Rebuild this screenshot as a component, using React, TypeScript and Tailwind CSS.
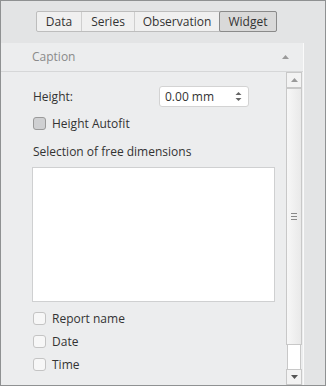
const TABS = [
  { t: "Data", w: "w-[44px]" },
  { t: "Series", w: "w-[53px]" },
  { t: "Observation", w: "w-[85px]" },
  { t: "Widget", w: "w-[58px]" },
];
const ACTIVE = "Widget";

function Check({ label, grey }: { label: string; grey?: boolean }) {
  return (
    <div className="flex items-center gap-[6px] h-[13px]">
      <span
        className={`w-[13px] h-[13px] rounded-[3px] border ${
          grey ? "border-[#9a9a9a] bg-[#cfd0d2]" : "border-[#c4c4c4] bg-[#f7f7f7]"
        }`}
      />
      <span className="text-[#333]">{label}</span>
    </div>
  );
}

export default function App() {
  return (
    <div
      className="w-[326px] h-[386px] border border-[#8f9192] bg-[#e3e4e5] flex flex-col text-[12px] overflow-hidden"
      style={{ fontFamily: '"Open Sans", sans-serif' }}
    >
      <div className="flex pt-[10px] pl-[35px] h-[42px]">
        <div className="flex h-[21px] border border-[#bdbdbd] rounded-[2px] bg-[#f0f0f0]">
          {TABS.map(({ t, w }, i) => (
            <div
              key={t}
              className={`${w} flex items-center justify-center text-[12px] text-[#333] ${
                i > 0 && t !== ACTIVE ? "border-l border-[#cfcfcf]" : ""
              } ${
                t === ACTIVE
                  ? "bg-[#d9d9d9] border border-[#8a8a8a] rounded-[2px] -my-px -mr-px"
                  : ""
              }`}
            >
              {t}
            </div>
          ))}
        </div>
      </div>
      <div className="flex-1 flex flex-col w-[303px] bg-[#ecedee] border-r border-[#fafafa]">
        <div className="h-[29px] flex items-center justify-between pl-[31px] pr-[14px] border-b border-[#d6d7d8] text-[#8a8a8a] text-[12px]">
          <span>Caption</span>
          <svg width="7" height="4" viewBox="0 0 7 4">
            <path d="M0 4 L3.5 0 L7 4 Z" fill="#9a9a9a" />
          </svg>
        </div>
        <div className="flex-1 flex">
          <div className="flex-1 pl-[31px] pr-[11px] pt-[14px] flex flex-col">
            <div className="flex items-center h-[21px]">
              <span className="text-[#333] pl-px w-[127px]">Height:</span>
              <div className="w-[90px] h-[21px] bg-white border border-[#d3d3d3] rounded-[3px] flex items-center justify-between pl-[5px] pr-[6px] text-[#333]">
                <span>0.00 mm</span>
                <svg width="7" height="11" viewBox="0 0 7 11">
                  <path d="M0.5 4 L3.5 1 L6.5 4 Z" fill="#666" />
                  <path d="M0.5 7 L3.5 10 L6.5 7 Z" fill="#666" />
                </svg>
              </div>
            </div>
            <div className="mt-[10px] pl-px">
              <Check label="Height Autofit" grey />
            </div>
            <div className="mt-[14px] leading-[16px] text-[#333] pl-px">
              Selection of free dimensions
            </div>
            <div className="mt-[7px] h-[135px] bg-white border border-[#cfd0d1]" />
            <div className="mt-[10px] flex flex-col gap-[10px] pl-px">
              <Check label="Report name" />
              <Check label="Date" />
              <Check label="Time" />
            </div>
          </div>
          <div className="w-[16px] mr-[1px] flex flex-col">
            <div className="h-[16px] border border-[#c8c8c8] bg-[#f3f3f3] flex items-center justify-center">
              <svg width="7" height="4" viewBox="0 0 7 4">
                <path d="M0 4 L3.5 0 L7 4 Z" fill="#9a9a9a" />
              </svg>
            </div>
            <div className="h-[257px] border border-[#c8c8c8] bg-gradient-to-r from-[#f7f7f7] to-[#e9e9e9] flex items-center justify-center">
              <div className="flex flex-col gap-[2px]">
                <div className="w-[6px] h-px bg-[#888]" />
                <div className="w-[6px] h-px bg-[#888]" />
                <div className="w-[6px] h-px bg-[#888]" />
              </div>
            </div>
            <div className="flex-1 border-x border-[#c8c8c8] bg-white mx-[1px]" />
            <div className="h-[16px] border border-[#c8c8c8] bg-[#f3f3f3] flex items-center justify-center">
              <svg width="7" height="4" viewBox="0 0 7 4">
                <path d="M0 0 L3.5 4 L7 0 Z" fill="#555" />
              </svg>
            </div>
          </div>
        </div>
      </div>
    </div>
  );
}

___

• [Request] Go through the material above and print all of it exactly, except the pictures.

• [Full output]
Rebuild this screenshot as a component, using React, TypeScript and Tailwind CSS.
const TABS = [
  { t: "Data", w: "w-[44px]" },
  { t: "Series", w: "w-[53px]" },
  { t: "Observation", w: "w-[85px]" },
  { t: "Widget", w: "w-[58px]" },
];
const ACTIVE = "Widget";

function Check({ label, grey }: { label: string; grey?: boolean }) {
  return (
    <div className="flex items-center gap-[6px] h-[13px]">
      <span
        className={`w-[13px] h-[13px] rounded-[3px] border ${
          grey ? "border-[#9a9a9a] bg-[#cfd0d2]" : "border-[#c4c4c4] bg-[#f7f7f7]"
        }`}
      />
      <span className="text-[#333]">{label}</span>
    </div>
  );
}

export default function App() {
  return (
    <div
      className="w-[326px] h-[386px] border border-[#8f9192] bg-[#e3e4e5] flex flex-col text-[12px] overflow-hidden"
      style={{ fontFamily: '"Open Sans", sans-serif' }}
    >
      <div className="flex pt-[10px] pl-[35px] h-[42px]">
        <div className="flex h-[21px] border border-[#bdbdbd] rounded-[2px] bg-[#f0f0f0]">
          {TABS.map(({ t, w }, i) => (
            <div
              key={t}
              className={`${w} flex items-center justify-center text-[12px] text-[#333] ${
                i > 0 && t !== ACTIVE ? "border-l border-[#cfcfcf]" : ""
              } ${
                t === ACTIVE
                  ? "bg-[#d9d9d9] border border-[#8a8a8a] rounded-[2px] -my-px -mr-px"
                  : ""
              }`}
            >
              {t}
            </div>
          ))}
        </div>
      </div>
      <div className="flex-1 flex flex-col w-[303px] bg-[#ecedee] border-r border-[#fafafa]">
        <div className="h-[29px] flex items-center justify-between pl-[31px] pr-[14px] border-b border-[#d6d7d8] text-[#8a8a8a] text-[12px]">
          <span>Caption</span>
          <svg width="7" height="4" viewBox="0 0 7 4">
            <path d="M0 4 L3.5 0 L7 4 Z" fill="#9a9a9a" />
          </svg>
        </div>
        <div className="flex-1 flex">
          <div className="flex-1 pl-[31px] pr-[11px] pt-[14px] flex flex-col">
            <div className="flex items-center h-[21px]">
              <span className="text-[#333] pl-px w-[127px]">Height:</span>
              <div className="w-[90px] h-[21px] bg-white border border-[#d3d3d3] rounded-[3px] flex items-center justify-between pl-[5px] pr-[6px] text-[#333]">
                <span>0.00 mm</span>
                <svg width="7" height="11" viewBox="0 0 7 11">
                  <path d="M0.5 4 L3.5 1 L6.5 4 Z" fill="#666" />
                  <path d="M0.5 7 L3.5 10 L6.5 7 Z" fill="#666" />
                </svg>
              </div>
            </div>
            <div className="mt-[10px] pl-px">
              <Check label="Height Autofit" grey />
            </div>
            <div className="mt-[14px] leading-[16px] text-[#333] pl-px">
              Selection of free dimensions
            </div>
            <div className="mt-[7px] h-[135px] bg-white border border-[#cfd0d1]" />
            <div className="mt-[10px] flex flex-col gap-[10px] pl-px">
              <Check label="Report name" />
              <Check label="Date" />
              <Check label="Time" />
            </div>
          </div>
          <div className="w-[16px] mr-[1px] flex flex-col">
            <div className="h-[16px] border border-[#c8c8c8] bg-[#f3f3f3] flex items-center justify-center">
              <svg width="7" height="4" viewBox="0 0 7 4">
                <path d="M0 4 L3.5 0 L7 4 Z" fill="#9a9a9a" />
              </svg>
            </div>
            <div className="h-[257px] border border-[#c8c8c8] bg-gradient-to-r from-[#f7f7f7] to-[#e9e9e9] flex items-center justify-center">
              <div className="flex flex-col gap-[2px]">
                <div className="w-[6px] h-px bg-[#888]" />
                <div className="w-[6px] h-px bg-[#888]" />
                <div className="w-[6px] h-px bg-[#888]" />
              </div>
            </div>
            <div className="flex-1 border-x border-[#c8c8c8] bg-white mx-[1px]" />
            <div className="h-[16px] border border-[#c8c8c8] bg-[#f3f3f3] flex items-center justify-center">
              <svg width="7" height="4" viewBox="0 0 7 4">
                <path d="M0 0 L3.5 4 L7 0 Z" fill="#555" />
              </svg>
            </div>
          </div>
        </div>
      </div>
    </div>
  );
}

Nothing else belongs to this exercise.